しかし多くの場合は、ゴール前では守備を固められています。ですから、相手を動かして、相手の陣形が崩れたすきを突いて攻撃を仕掛けるためにパスを回しているわけです。その意図を理解してトレーニングしなければいけませんね。
――その意図を含めて、ジュニア年代の子どもたちに戦術的なことを理解させるのは難しくありませんか?
子どもたちが最初からすべてのコンセプトを理解してプレーするのは不可能です。わたしたちのスクールでも、最初のころは、ボールを持っているチームがディフェンスラインでパスを回し続け、相手が動かないという状況がありました。なぜなら、「ボールを回そう」と指導されて、ボールを回すことが大切だと勘違いしていたからです。それでも、スクールでトレーニングを重ねていくことで、回しているのはゴールを奪うためであるということを認識し、法則性に対する理解を深めることで子どもたちは、相手の陣形やスペースの場所、そして、そのほかのいろいろな状況を自分たちで判断してプレーを選択するようになっていきます。

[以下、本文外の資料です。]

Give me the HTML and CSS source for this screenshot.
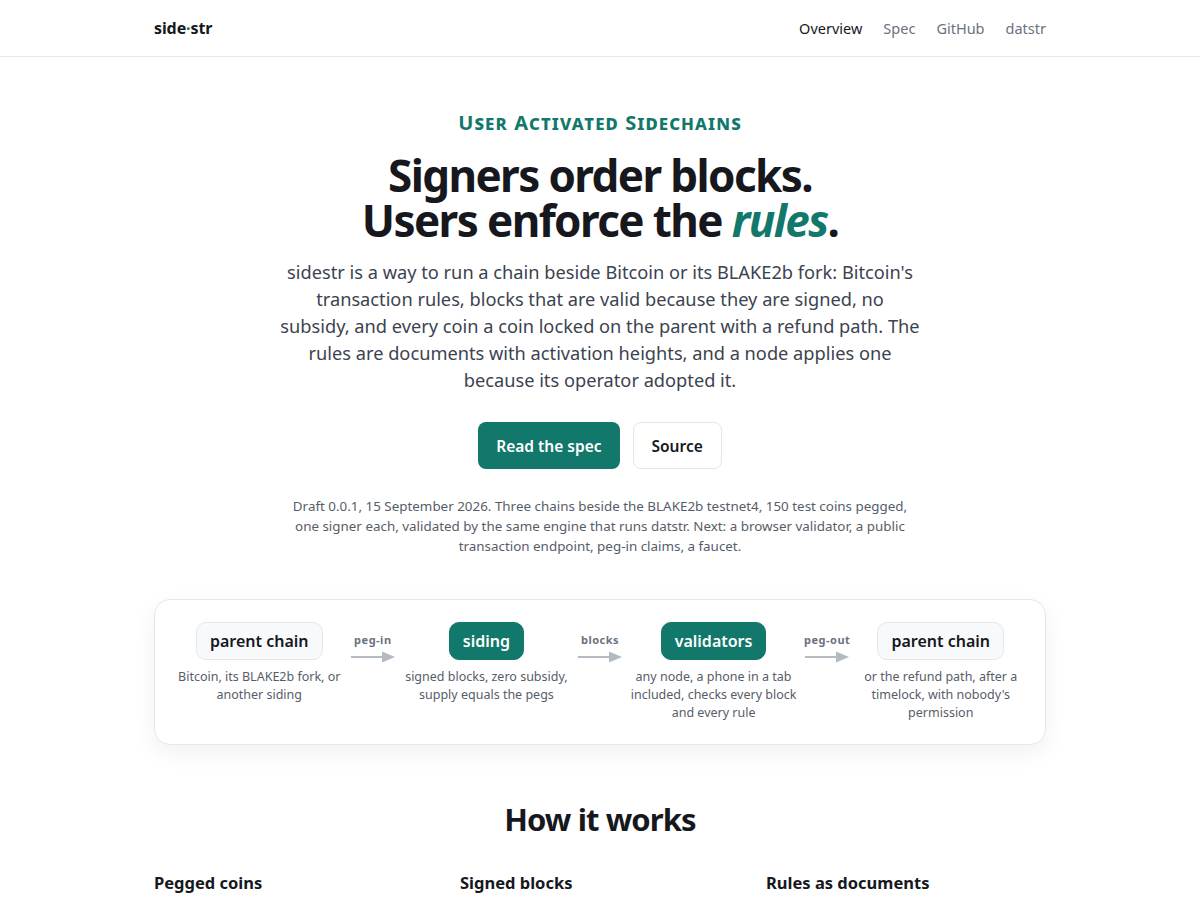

――パスを回すということが一義的ではないということですね
パスを回すことも、ボールをポゼッションすることも、ドリブルを仕掛けることも、それはサッカーの一部であって、どれも同じように大切ですが、それ自体がサッカーなのではありません。当たり前のことですが、サッカーはゴールの数を競うスポーツなんです。
――ゴールにたどり着くまで、どのようにパスを回すのが効果的なのでしょうか?
その質問には、その瞬間になるまで分からないとしか言いようがありません。状況は刻一刻と変化し、それに伴って選択肢も変化するもので、それを瞬時に判断するのがサッカーだからです。単にどうすればゴール前まで行けるかと聞かれても答えようがなく、そのときに判断するしかない。
だからサッカーは楽しいのです。自分たちの思い通りにならない状況があって、それに適応し、判断し、決断する。そういう意味では、パスサッカーという表現自体がナンセンスなのかもしれませんね。われわれが目指しているサッカーは「賢いサッカー」という表現の方が的を射ていると思います。
――日本がバルサのサッカーを超えるような日は来るのでしょうか?
日本のキャパシティーは素晴らしいものがあり、ほかの国にはない多くの長所もあります。それをうまく花開くように導くことができれば、ワールドカップ優勝は可能であると信じているし、信じたいですね。
日本にも、サッカーの本質を理解している指導者や、子どもたちがたくさんいます。そういう子どもたちが増えていけば、もっともっとサッカーの魅力が伝わるし、サッカーも強くなるし、何より、みんながサッカーの魅力を満喫してくれるのではないかと思っています。